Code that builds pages
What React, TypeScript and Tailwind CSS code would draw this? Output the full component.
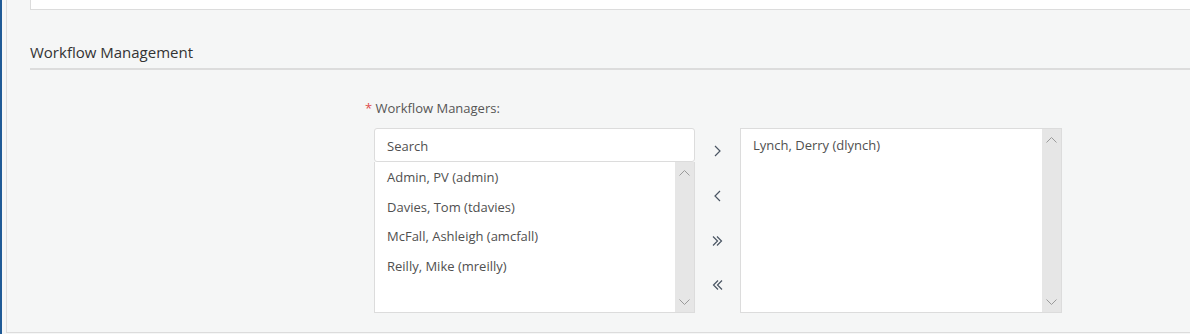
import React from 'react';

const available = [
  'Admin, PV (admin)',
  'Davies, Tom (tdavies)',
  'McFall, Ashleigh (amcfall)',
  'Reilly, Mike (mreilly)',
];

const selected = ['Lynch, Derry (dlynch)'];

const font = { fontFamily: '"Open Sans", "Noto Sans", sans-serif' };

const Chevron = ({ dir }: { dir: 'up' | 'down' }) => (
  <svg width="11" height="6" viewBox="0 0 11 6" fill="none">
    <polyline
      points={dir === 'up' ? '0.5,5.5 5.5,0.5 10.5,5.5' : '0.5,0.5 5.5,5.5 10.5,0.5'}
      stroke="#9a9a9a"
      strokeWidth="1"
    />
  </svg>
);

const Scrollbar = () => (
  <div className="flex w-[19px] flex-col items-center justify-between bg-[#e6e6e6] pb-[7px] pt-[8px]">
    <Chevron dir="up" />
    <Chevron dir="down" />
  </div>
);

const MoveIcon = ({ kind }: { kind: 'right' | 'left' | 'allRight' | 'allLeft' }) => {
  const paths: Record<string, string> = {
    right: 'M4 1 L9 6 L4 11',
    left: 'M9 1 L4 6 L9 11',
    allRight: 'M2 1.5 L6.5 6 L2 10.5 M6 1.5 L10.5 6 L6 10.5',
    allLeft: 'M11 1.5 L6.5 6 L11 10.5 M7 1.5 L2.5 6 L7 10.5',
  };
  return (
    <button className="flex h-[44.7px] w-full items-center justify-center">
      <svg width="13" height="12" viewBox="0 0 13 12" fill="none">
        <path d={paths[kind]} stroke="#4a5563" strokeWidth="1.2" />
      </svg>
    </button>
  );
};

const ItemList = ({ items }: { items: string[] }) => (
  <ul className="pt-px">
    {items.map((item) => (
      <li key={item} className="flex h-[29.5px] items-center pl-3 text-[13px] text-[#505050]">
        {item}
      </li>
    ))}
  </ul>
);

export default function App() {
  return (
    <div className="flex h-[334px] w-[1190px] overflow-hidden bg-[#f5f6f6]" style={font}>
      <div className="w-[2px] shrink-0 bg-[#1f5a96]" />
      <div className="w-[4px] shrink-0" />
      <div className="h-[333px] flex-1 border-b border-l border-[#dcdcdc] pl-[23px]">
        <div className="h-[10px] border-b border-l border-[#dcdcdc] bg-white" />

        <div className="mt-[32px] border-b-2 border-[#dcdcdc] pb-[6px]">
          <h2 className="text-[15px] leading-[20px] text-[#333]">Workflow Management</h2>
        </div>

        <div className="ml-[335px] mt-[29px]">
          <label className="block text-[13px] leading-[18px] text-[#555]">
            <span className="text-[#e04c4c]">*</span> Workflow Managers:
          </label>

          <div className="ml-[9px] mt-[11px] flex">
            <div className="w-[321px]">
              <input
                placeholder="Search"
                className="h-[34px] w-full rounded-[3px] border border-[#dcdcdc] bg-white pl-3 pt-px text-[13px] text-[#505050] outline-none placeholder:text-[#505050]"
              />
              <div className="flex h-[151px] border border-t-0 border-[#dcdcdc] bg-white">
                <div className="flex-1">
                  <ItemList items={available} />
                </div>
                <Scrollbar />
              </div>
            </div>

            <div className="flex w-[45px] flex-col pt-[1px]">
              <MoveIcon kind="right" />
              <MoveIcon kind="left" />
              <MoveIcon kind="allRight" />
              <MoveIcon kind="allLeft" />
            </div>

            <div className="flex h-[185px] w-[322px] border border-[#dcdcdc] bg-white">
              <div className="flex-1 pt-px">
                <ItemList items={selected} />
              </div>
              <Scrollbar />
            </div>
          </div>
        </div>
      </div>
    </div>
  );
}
==
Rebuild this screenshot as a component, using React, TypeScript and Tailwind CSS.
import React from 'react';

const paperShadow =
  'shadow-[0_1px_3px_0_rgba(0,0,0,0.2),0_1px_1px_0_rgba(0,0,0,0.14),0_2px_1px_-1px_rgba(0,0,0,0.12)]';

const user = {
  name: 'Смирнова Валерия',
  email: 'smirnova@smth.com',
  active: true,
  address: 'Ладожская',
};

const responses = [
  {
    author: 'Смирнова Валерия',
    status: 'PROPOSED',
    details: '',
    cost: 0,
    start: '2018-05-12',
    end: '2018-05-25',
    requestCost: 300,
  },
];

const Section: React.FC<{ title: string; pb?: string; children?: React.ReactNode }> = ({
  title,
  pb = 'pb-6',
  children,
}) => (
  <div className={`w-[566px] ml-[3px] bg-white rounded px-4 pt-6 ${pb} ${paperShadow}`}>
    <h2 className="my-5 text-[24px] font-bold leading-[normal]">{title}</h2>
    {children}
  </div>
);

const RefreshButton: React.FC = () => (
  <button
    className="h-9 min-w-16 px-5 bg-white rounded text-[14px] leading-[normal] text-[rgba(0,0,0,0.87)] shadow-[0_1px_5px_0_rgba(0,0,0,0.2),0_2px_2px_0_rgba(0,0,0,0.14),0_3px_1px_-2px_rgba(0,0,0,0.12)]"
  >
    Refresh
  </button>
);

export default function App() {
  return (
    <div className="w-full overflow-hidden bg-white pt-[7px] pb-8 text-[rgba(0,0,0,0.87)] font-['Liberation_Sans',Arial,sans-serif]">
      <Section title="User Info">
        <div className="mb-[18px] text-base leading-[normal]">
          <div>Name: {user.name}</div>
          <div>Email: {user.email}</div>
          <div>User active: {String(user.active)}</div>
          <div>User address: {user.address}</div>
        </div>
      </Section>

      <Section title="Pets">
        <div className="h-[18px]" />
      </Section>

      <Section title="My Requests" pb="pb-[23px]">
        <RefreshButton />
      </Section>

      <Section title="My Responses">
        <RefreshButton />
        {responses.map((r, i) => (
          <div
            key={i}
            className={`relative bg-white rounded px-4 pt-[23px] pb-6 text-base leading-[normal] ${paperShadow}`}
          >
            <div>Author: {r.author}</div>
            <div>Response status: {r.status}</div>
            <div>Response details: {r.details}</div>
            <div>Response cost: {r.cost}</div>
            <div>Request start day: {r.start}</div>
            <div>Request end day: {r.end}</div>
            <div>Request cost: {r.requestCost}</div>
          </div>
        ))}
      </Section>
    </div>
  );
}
* * *
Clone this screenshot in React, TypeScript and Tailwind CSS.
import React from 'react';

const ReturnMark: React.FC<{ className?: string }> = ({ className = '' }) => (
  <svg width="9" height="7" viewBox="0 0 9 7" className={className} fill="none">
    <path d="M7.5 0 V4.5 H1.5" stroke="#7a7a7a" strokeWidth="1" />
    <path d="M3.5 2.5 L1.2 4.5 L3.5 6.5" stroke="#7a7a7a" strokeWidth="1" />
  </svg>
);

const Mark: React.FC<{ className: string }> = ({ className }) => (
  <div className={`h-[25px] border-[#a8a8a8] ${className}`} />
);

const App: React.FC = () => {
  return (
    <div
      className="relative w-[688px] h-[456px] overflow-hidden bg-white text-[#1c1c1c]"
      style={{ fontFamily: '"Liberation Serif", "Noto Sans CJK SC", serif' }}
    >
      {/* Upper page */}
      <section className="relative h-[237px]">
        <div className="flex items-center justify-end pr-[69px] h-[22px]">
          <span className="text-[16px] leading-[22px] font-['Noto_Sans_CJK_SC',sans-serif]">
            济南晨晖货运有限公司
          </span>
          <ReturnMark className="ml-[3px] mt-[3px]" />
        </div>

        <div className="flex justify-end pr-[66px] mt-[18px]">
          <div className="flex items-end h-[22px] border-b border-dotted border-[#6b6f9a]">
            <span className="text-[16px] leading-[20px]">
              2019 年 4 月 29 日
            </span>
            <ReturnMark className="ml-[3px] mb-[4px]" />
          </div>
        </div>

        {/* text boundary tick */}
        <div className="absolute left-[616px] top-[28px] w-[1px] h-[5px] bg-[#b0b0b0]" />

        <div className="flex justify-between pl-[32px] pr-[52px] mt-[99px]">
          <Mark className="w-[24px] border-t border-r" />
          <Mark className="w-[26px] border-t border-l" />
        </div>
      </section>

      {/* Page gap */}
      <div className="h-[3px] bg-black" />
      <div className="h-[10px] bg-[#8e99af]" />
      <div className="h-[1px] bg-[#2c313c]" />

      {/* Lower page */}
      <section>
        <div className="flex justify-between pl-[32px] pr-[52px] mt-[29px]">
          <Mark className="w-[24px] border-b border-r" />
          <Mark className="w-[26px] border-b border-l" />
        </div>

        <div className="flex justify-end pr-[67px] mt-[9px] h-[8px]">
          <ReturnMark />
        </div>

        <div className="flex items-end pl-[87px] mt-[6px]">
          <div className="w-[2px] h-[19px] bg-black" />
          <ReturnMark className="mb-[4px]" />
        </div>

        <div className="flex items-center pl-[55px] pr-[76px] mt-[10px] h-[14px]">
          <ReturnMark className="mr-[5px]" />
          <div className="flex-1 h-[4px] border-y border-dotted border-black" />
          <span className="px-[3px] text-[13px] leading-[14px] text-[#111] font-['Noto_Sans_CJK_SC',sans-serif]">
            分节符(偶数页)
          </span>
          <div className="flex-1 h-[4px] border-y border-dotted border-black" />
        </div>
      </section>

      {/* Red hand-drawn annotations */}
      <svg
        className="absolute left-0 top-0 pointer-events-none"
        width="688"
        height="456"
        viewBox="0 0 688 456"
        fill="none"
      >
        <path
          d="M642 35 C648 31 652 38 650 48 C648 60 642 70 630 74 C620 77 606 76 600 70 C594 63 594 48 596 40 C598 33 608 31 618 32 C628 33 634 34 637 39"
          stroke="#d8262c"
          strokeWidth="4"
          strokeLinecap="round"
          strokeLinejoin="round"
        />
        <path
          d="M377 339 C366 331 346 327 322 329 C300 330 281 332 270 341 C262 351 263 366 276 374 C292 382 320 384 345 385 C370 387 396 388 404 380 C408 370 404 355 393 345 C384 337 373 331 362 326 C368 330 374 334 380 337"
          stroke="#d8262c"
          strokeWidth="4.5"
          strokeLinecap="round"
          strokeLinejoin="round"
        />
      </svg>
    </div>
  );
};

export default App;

:: EXERCISE BRIEF ::
Using the data above, print only the lines starting at the one with "What React, TypeScript" and ending at the one with "const selected = ['Lynch, Derry (dlynch)'];", exactly as they stand, minus the pictures.

:: OUTPUT FOR THIS TASK ::
What React, TypeScript and Tailwind CSS code would draw this? Output the full component.
import React from 'react';

const available = [
  'Admin, PV (admin)',
  'Davies, Tom (tdavies)',
  'McFall, Ashleigh (amcfall)',
  'Reilly, Mike (mreilly)',
];

const selected = ['Lynch, Derry (dlynch)'];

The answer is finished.